Find each line with the word "React" and state how many there are, nothing more.

Data section:
+---+

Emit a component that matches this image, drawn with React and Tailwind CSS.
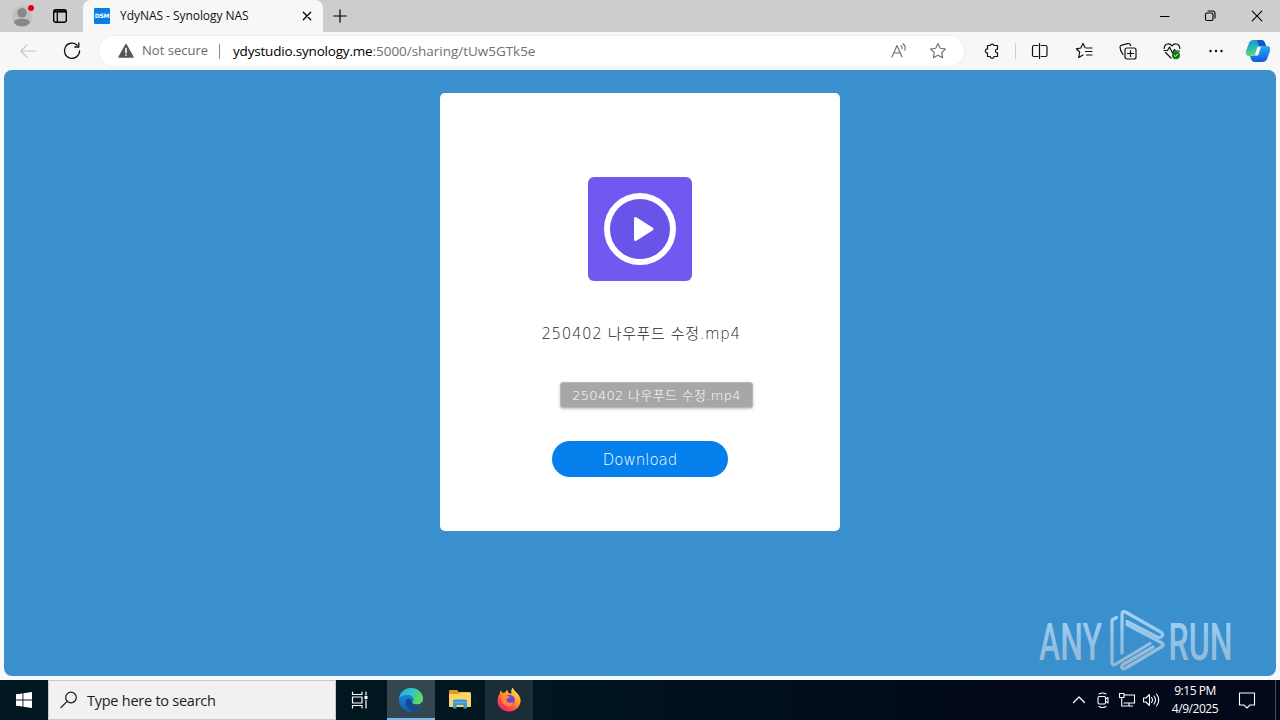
import React from "react";

const ui = "font-['Open_Sans','Noto_Sans',sans-serif]";
const page = "font-['DejaVu_Sans','Noto_Sans_CJK_KR',sans-serif]";

function Icon({ size = 20, sw = 1.1, className = "", children }) {
  return (
    <svg width={size} height={size} viewBox={`0 0 ${size} ${size}`} fill="none" stroke="currentColor" strokeWidth={sw} strokeLinecap="round" strokeLinejoin="round" className={`shrink-0 ${className}`}>
      {children}
    </svg>
  );
}

function TabStrip() {
  return (
    <div className="flex h-8 w-full bg-[#cdcdcd]">
      <div className="flex w-[83px] items-center rounded-br-md pl-[12px]">
        <Icon size={24}>
          <circle cx="10" cy="12" r="10" fill="#c2c0be" stroke="none" />
          <circle cx="10" cy="8.8" r="4.8" fill="#8a8886" stroke="none" />
          <path d="M2 19c0-3 3.5-4.300 8-4.300s8 1.300 8 4.300c-2 2.500-5 3.500-8 3.500s-6-1-8-3.500z" fill="#8a8886" stroke="none" />
          <circle cx="19" cy="4" r="3" fill="#e3000f" stroke="none" />
        </Icon>
        <Icon size={16} sw={1.4} className="ml-[16px] text-black">
          <rect x="1.700" y="1.700" width="12.600" height="12.600" rx="2.200" />
          <path d="M2 3.500h12" strokeWidth="2.200" strokeLinecap="butt" />
          <path d="M5.300 5v9" strokeWidth="1.300" />
        </Icon>
      </div>
      <div className="flex w-[240px] items-center rounded-t-lg bg-[#f7f7f7] pl-[11px]">
        <span className={`${page} flex h-4 w-4 items-center justify-center rounded-[1px] bg-[#087fe8] text-[6px] leading-4 font-bold tracking-[-0.2px] text-white`}>DSM</span>
        <span className={`${ui} ml-[10px] w-[182px] whitespace-nowrap text-[12px] leading-4 tracking-[-0.05px] text-[#111]`}>YdyNAS - Synology NAS</span>
        <Icon size={10} sw={1.3} className="text-black"><path d="M1.300 1.300l7.400 7.400M8.700 1.300L1.300 8.700" /></Icon>
      </div>
      <div className="flex flex-1 items-center pl-[10px] text-black">
        <Icon size={14} sw={1.2}><path d="M7 .8v12.400M.8 7h12.400" /></Icon>
        <div className="ml-auto flex items-center">
          <Icon size={12} sw={1} className="mr-[34px]"><path d="M2 6.500h9.500" strokeLinecap="butt" /></Icon>
          <Icon size={12} sw={1.1} className="mr-[35px]"><rect x="1.500" y="3" width="7.500" height="7.500" rx="1.500" /><path d="M4 1h4.500a2.500 2.500 0 012.500 2.500v4.500" /></Icon>
          <Icon size={12} sw={1.1} className="mr-[17px]"><path d="M1.200 1.200l9.600 9.600M10.800 1.200L1.200 10.800" /></Icon>
        </div>
      </div>
    </div>
  );
}

function Toolbar() {
  return (
    <div className="flex h-[38px] w-full items-center bg-[#f7f7f7] text-[#111]">
      <Icon className="ml-[18px] text-[#c4c4c4]"><path d="M17.500 10H3M9 3.800L2.800 10 9 16.200" /></Icon>
      <Icon className="ml-[24px]" sw={1.3}><path d="M15.200 4.200A7.600 7.600 0 1017.600 10M16.800 2v4h-4" /></Icon>
      <div className="ml-[17px] flex h-[30px] w-[865px] items-center rounded-full bg-white shadow-[0_0_1px_1px_#f0f0f0]">
        <Icon size={16} className="ml-[19px]"><path d="M8 1.500L15 14H1z" fill="#575757" stroke="#575757" strokeWidth="1.500" /><path d="M8 5.500v4.200M8 12v.2" stroke="#fff" strokeWidth="1.600" /></Icon>
        <span className={`${ui} ml-[8px] w-[77px] whitespace-nowrap text-[13px] tracking-[0.02px] text-[#6a6a6a]`}>Not secure</span>
        <span className="h-[15px] w-px bg-[#8a8a8a]" />
        <span className={`${ui} ml-[13px] flex-1 whitespace-nowrap text-[13.500px] tracking-[-0.03px] text-[#6f6f6f]`}><span className="tracking-[-0.19px] text-black">ydystudio.synology.me</span>:5000/sharing/tUw5GTk5e</span>
        <Icon size={18} className="text-[#6b6b6b]"><path d="M2 15L7 3.500 12 15M3.800 11h6.400M11 3.500c1 .8 1.300 2 1 3.300M13 1.700c2 1.500 2.600 4 1.800 6.500" /></Icon>
        <Icon size={18} className="mr-[17px] ml-[21px] text-[#6b6b6b]"><path d="M9 1.500l2.300 4.800 5.200.7-3.800 3.600.9 5.200L9 13.300l-4.600 2.500.9-5.200L1.500 7l5.200-.7z" /></Icon>
      </div>
      <Icon size={18} sw={1.2} className="ml-[19px]"><path d="M4.500 3.500h2.700a2 2 0 013.800 0h3.500v3.700c-2.700-.3-2.700 4 0 3.700v3.600H11a1.900 1.900 0 01-3.800 0H4.500v-3.400a2.100 2.100 0 110-4.200z" /></Icon>
      <span className="ml-[14px] h-[16px] w-px bg-[#d0d0d0]" />
      <Icon size={18} sw={1.2} className="ml-[15px]"><path d="M6.800 3.500H3Q1.500 3.500 1.500 5v8q0 1.500 1.500 1.500h3.800M10.200 3.500H14.500Q16 3.500 16 5v8q0 1.500-1.500 1.500h-4.300M8.500 1.500v15" /></Icon>
      <Icon size={18} sw={1.2} className="ml-[26px]"><path d="M10 5.500L8 1.500 5.800 6l-4.500.8L4.700 10l-1 5.500L8 13M11 6h6M10.500 9.500H17M11.500 13H17" /></Icon>
      <Icon size={18} sw={1.2} className="ml-[26px]"><rect x="6" y="6" width="11" height="11" rx="2" /><path d="M11.500 8.500v6M8.500 11.500h6M4 12.500C1.500 9 1 6.500 1 5q0-1.500 1.700-1.900l6-1.500q1.700-.4 2.500 1l.5 1" /></Icon>
      <Icon size={18} sw={1.2} className="ml-[26px]"><path d="M1.200 6.500C1.500 1 7 .8 9 4c2-3.200 7.500-3 7.800 2.500M1 8.500h3.500l2-3.500 3 6 2-3.500 1 1.500h4M2.500 10.500L8 16" /><circle cx="13" cy="13.300" r="4" fill="#107c10" stroke="none" /><path d="M11.300 13.500l1.100 1 2.200-2.400" stroke="#d9ffd9" strokeWidth="1" /></Icon>
      <Icon size={18} className="ml-[26px]"><g fill="currentColor" stroke="none"><circle cx="3.500" cy="9" r="1.200" /><circle cx="9" cy="9" r="1.200" /><circle cx="14.500" cy="9" r="1.200" /></g></Icon>
      <svg width="26" height="24" viewBox="0 0 26 24" className="ml-[20px] shrink-0">
        <defs>
          <linearGradient id="cpA" x1="0" y1="0" x2="0.2" y2="1"><stop stopColor="#168fd8" /><stop offset=".5" stopColor="#24b9bd" /><stop offset="1" stopColor="#69d86c" /></linearGradient>
          <linearGradient id="cpB" x1="0" y1="0" x2="0" y2="1"><stop stopColor="#21aef5" /><stop offset="1" stopColor="#1458dc" /></linearGradient>
        </defs>
        <path d="M9 1h7q3 0 4 3l1 3h-4q-3 0-4 3l-2 5q-1 2-4 2H4q-4 0-3-5l3-8q1-3 5-3z" fill="url(#cpA)" />
        <path d="M12 1h4q3 0 4 3l1 3h-4q-2 0-3 1z" fill="#1453c4" />
        <path d="M17 23h-7q-3 0-4-3l-1-3h3q3 0 4-3l2-5q1-2 4-2h4q4 0 3 5l-3 8q-1 3-5 3z" fill="url(#cpB)" />
        <path d="M13.300 8.500h1.500l-2.300 7H11z" fill="#f7f7f7" stroke="#f7f7f7" strokeWidth="2" strokeLinejoin="round" />
      </svg>
    </div>
  );
}

function Watermark() {
  return (
    <svg width="236" height="70" viewBox="0 0 236 70" className="absolute right-[5px] bottom-[1px]">
      <defs>
        <linearGradient id="wm" x1="0" y1="8" x2="0" y2="65" gradientUnits="userSpaceOnUse"><stop stopColor="#a2d3f5" /><stop offset=".5" stopColor="#93c1e4" /><stop offset="1" stopColor="#9bb5ce" /></linearGradient>
      </defs>
      <g fill="url(#wm)" fontFamily="Roboto" fontSize="51" fontWeight="500">
        <text x="4" y="54.500" textLength="63" lengthAdjust="spacingAndGlyphs">ANY</text>
        <text x="133.500" y="54.500" textLength="64" lengthAdjust="spacingAndGlyphs">RUN</text>
      </g>
      <g fill="none" stroke="url(#wm)" strokeWidth="3.200" strokeLinejoin="round" strokeLinecap="round">
        <path d="M81.500 12.500L77 15v43q.5 2.500 3 1.500L115 38.500" />
        <path d="M87 48V9q.5-3.500 3.500-2L126.500 27.500q2 1.500.5 3.500-2 2.500-5 1L92 16.500" />
        <path d="M92 19.500L127 38q2.500 1.700 0 3.500L90 63.500q-2.500 1-3.500-1.500 0-1.500 1.500-2.500L118 42" />
      </g>
    </svg>
  );
}

function SharePage() {
  return (
    <div className="flex h-[610px] w-full justify-center bg-[#f9f8f8] px-1 pb-1">
      <div className="relative flex w-full items-start justify-center rounded-[8px] bg-[#3a8fcd] pt-[23px]">
        <div className={`${page} relative flex h-[438px] w-[400px] flex-col items-center rounded-[5px] bg-white pt-[84px]`}>
          <svg width="104" height="104" viewBox="0 0 104 104">
            <rect width="104" height="104" rx="6" fill="#7059ef" />
            <circle cx="52" cy="52" r="33" fill="#6854e9" stroke="#fff" strokeWidth="6" />
            <path d="M47.500 41.500v21L64 52z" fill="#fff" stroke="#fff" strokeWidth="3" strokeLinejoin="round" />
          </svg>
          <div className="mt-[41px] h-6 whitespace-nowrap pl-[2px] text-[15px] leading-6 font-extralight tracking-[0.62px] text-[#202830]">250402 나우푸드 수정.mp4</div>
          <button className="mt-[95px] h-9 w-44 shrink-0 rounded-full bg-[#057feb] pt-[3px] text-[15px] font-extralight text-white">Download</button>
          <div className="absolute top-[289px] left-[120px] flex h-[26px] w-[193px] items-center justify-center rounded-[3px] border border-[#b8b8b8] bg-[#a7a7a7] pt-px text-[13px] font-extralight tracking-[0.32px] whitespace-nowrap text-white shadow-[0_1px_3px_rgba(0,0,0,0.25)]">250402 나우푸드 수정.mp4</div>
        </div>
        <Watermark />
      </div>
    </div>
  );
}

function EdgeLogo() {
  return (
    <svg width="26" height="26" viewBox="0 0 26 26">
      <defs>
        <linearGradient id="edTop" x1="0" y1="0" x2="1" y2=".4"><stop stopColor="#2aa9e2" /><stop offset=".55" stopColor="#2fc5c5" /><stop offset="1" stopColor="#60d95b" /></linearGradient>
        <linearGradient id="edLow" x1="0" y1="0" x2="0" y2="1"><stop stopColor="#1a9be2" /><stop offset="1" stopColor="#1258b0" /></linearGradient>
      </defs>
      <circle cx="13" cy="13" r="12" fill="url(#edLow)" />
      <path d="M1 12C2 5 7 1 13 1c7 0 12 5 12 10.500 0 4-3 6-6 6-3.500 0-5-1-4.500-2 2-3 1-7-4-7.500C6 7.600 2.500 9 1 12z" fill="url(#edTop)" />
      <path d="M9 12c-3 5 0 11 7 12.500 3-.5 6-3 7.500-5.500-5 2-10 0-10-4 0-2-1-4-4.500-3z" fill="#15498f" />
      <path d="M14.500 15.500c-.5 1 1 2 4.500 2 2 0 4-.8 5.200-2.500L26 18l-2.500 1c-5 2-10 0-10-4z" fill="#34474f" />
    </svg>
  );
}

function FolderLogo() {
  return (
    <svg width="24" height="22" viewBox="0 0 24 22">
      <path d="M1 2q0-1 1-1h7l2 2h11v5H1z" fill="#e59a13" />
      <path d="M1 5h10l1-1.500h11V18H1z" fill="#fbd368" />
      <path d="M5 19.500v-7q0-2 2-2h10q2 0 2 2v7h-3.500V16h-7v3.500z" fill="#3a98d5" />
      <path d="M5.500 13.500h13" stroke="#62b4e4" strokeWidth="1" />
    </svg>
  );
}

function FirefoxLogo() {
  return (
    <svg width="26" height="26" viewBox="0 0 26 26">
      <defs>
        <linearGradient id="ff" x1=".9" y1="0" x2=".2" y2="1"><stop stopColor="#fff04b" /><stop offset=".4" stopColor="#ffa52b" /><stop offset=".7" stopColor="#ff4c45" /><stop offset="1" stopColor="#ed1b82" /></linearGradient>
      </defs>
      <path d="M3.500 7l1-3.500L7 6l2-.5q1-2 2.500-2.500 0 2 2 3.500h2q-.8-3 1-6 2 3.500 4.500 5.500 4 4 3.500 9C23.500 20.500 19 24.500 13 24.500S1.500 20 1.500 14Q1.500 10 3.500 7z" fill="url(#ff)" />
      <circle cx="13.500" cy="13" r="5.300" fill="#7540dc" />
      <path d="M5 9q4-2.500 7 0l2 .8q-1 2-3.500 2Q10 14 12 15.500q3 1 5-1 0 5-5 5Q5 18 5 9z" fill="#ff8a2d" />
    </svg>
  );
}

function Taskbar() {
  return (
    <div className="flex h-10 w-full items-stretch bg-[linear-gradient(90deg,#001720_0%,#001720_40%,#020b1b_70%,#020817_100%)] text-white">
      <div className="flex w-12 items-center justify-center">
        <svg width="16" height="16" viewBox="0 0 16 16" fill="#fff"><path d="M0 2.300L6.500 1.400v6.200H0zM7.400 1.200L16 0v7.600H7.400zM0 8.400h6.500v6.200L0 13.700zM7.400 8.400H16V16l-8.600-1.200z" /></svg>
      </div>
      <div className="flex w-72 items-center border border-[#cbc7c7] bg-[#f1f1f1] pl-[11px] text-[#1c1c1c]">
        <Icon size={18} sw={1.2}><circle cx="11" cy="6.500" r="5.300" /><path d="M7.200 10.300L1 16.500" /></Icon>
        <span className={`${ui} ml-[9px] pt-px whitespace-nowrap text-[14.500px] tracking-[-0.25px]`}>Type here to search</span>
      </div>
      <div className="flex w-[51px] items-center justify-center pr-[3px]">
        <Icon size={18} sw={1.2}><path d="M1.500 1v2.500h9.500V1M1.500 17v-2.500h9.500V17M1.500 6h9.500v6H1.500zM15 1v3M15 9v8" /><rect x="13.500" y="5" width="3" height="3" fill="currentColor" stroke="none" /></Icon>
      </div>
      <div className="flex w-12 items-center justify-center border-b-2 border-[#76b9ed] bg-[#34474f] pt-[2px]"><EdgeLogo /></div>
      <div className="flex w-[50px] items-center justify-center"><FolderLogo /></div>
      <div className="flex w-12 items-center justify-center bg-[#1b2e37]"><FirefoxLogo /></div>
      <div className="ml-auto flex items-center">
        <Icon size={14} sw={1.3} className="mr-[9px]"><path d="M1.500 9.500L7 4l5.500 5.500" /></Icon>
        <Icon size={16} className="mr-[7px]"><rect x="3" y="4.500" width="7.500" height="7.500" rx="1.200" /><path d="M10.500 7l2.500-1.500v5.500L10.500 9.500M4 2q3.500-2 7 0M4 14.500q3.500 2 7 0" /></Icon>
        <Icon size={18} className="mr-[6px]"><path d="M6.500 4H16.500v8H6M11 12v3M7.500 15h7M1.500 2.500h4.500v4H1.500zM3.700 6.500V15h4" /></Icon>
        <Icon size={18} className="mr-[11px]"><path d="M1.500 7h2.500l3.500-3.500v11L4 11H1.500zM9.500 6.500q2 2.500 0 5M12 5q3 4 0 8M14.500 3q4.500 6 0 12" /></Icon>
        <div className={`${ui} w-[48px] text-center text-[12px] leading-[18px] tracking-[-0.45px] whitespace-nowrap`}>
          <div>9:15 PM</div>
          <div>4/9/2025</div>
        </div>
        <Icon size={18} className="mr-[19px] ml-[19px]"><path d="M1.500 2h15v12h-4.500l-3 3-3-3H1.500z" strokeLinejoin="miter" /></Icon>
        <span className="mr-[4px] h-10 w-px bg-[#46505c]" />
      </div>
    </div>
  );
}

export default function App() {
  return (
    <div className="flex h-[720px] w-[1280px] flex-col overflow-hidden">
      <TabStrip />
      <Toolbar />
      <SharePage />
      <Taskbar />
    </div>
  );
}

+---+

Answer to the problem: 2